Sharp-Material Exception Review: Barbed wire, razor wire, or other sharp pointed material used without an applicable exemption or without Board of Adjustments approval where required.

Historic District Review: Fences, masonry walls, or other qualifying exterior features erected, altered, restored, moved, or demolished in a designated historic district without the required Certificate of Appropriateness.

Pool Barrier Review: Private pools, hot tubs, and spas containing water more than 24 inches deep without the required 48-inch fence or barrier, self-closing and self-latching gates, or required latch configuration.

Floodplain Review: Fence-related work in Special Flood Hazard Areas where the project also involves floodplain development, drainage improvements, alteration of natural floodplain conditions, or flood barriers regulated by the Flood Damage Prevention Code.

Code Enforcement Complaints: Complaint-based review of property maintenance, public nuisance, prohibited materials, and fence condition issues.

USING THIS INFORMATION

This page provides general orientation on how residential fence rules are structured and applied within City of Jacksonville, based on publicly available materials reviewed as of May 2026.

In addition to local fence rules, certain Arkansas laws apply statewide. See Statewide Fence Laws in Arkansas.
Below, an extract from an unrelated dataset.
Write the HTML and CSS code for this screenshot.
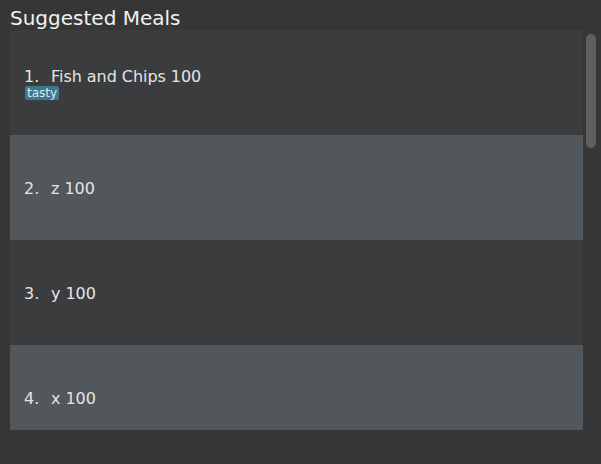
FILE: index.html
```html
<!DOCTYPE html>
<html>
<head>
<meta charset="utf-8">
<link rel="stylesheet" href="styles.css">
</head>
<body>
<div class="title">Suggested Meals</div>
<div class="list">
  <div class="items">
    <div class="row odd">
      <div class="line"><span class="num">1.</span><span class="name">Fish and Chips 100</span></div>
      <div class="tags"><span class="tag">tasty</span></div>
    </div>
    <div class="row even">
      <div class="line"><span class="num">2.</span><span class="name">z 100</span></div>
    </div>
    <div class="row odd">
      <div class="line"><span class="num">3.</span><span class="name">y 100</span></div>
    </div>
    <div class="row even">
      <div class="line"><span class="num">4.</span><span class="name">x 100</span></div>
    </div>
  </div>
  <div class="track"><div class="thumb"></div></div>
</div>
</body>
</html>
```
FILE: styles.css
```css
html, body {
  margin: 0;
  padding: 0;
  background: #363636;
  font-family: "DejaVu Sans", sans-serif;
}
.title {
  height: 30px;
  box-sizing: border-box;
  padding: 7px 0 0 10px;
  font-size: 20px;
  line-height: 23px;
  color: #f2f2f2;
}
.list {
  display: flex;
  margin-left: 10px;
  height: 400px;
}
.items {
  width: 573px;
  height: 400px;
  overflow: hidden;
}
.row {
  height: 105px;
  box-sizing: border-box;
  padding: 2px 0 0 14px;
  display: flex;
  flex-direction: column;
  justify-content: center;
  align-items: flex-start;
}
.odd { background: #3b3c3e; }
.even { background: #51575a; }
.line {
  white-space: pre;
  font-size: 16px;
  color: #e4e4e4;
}
.num {
  display: inline-block;
  width: 27px;
}
.name {
  letter-spacing: -0.05px;
}
.tags {
  display: flex;
  height: 14px;
}
.tag {
  display: block;
  height: 14px;
  margin-left: 1px;
  padding: 0 2px;
  border-radius: 2px;
  background: #3b798d;
  color: #dfe9ec;
  font-size: 12px;
  line-height: 14px;
}
.track {
  width: 18px;
  padding: 4px 5px 0 3px;
  box-sizing: border-box;
}
.thumb {
  width: 10px;
  height: 114px;
  border-radius: 5px;
  background: #5f5f5f;
}
```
It is not legal advice and does not replace official ordinances, permits, surveys, or professional guidance. Rules and interpretations may change, and application may vary based on zoning district, site conditions, easements, rights-of-way, floodplain status, historic district status, rural or agricultural context, and private restrictions such as HOA covenants or private agreements. Before purchasing materials or beginning construction, confirm current requirements and any site-specific limitations with Engineering & Public Works Department and any applicable private agreements. If this page conflicts with official ordinances, published guidance, or direction from City of Jacksonville staff, the official sources control. For legal advice or legal interpretation, consult a licensed attorney.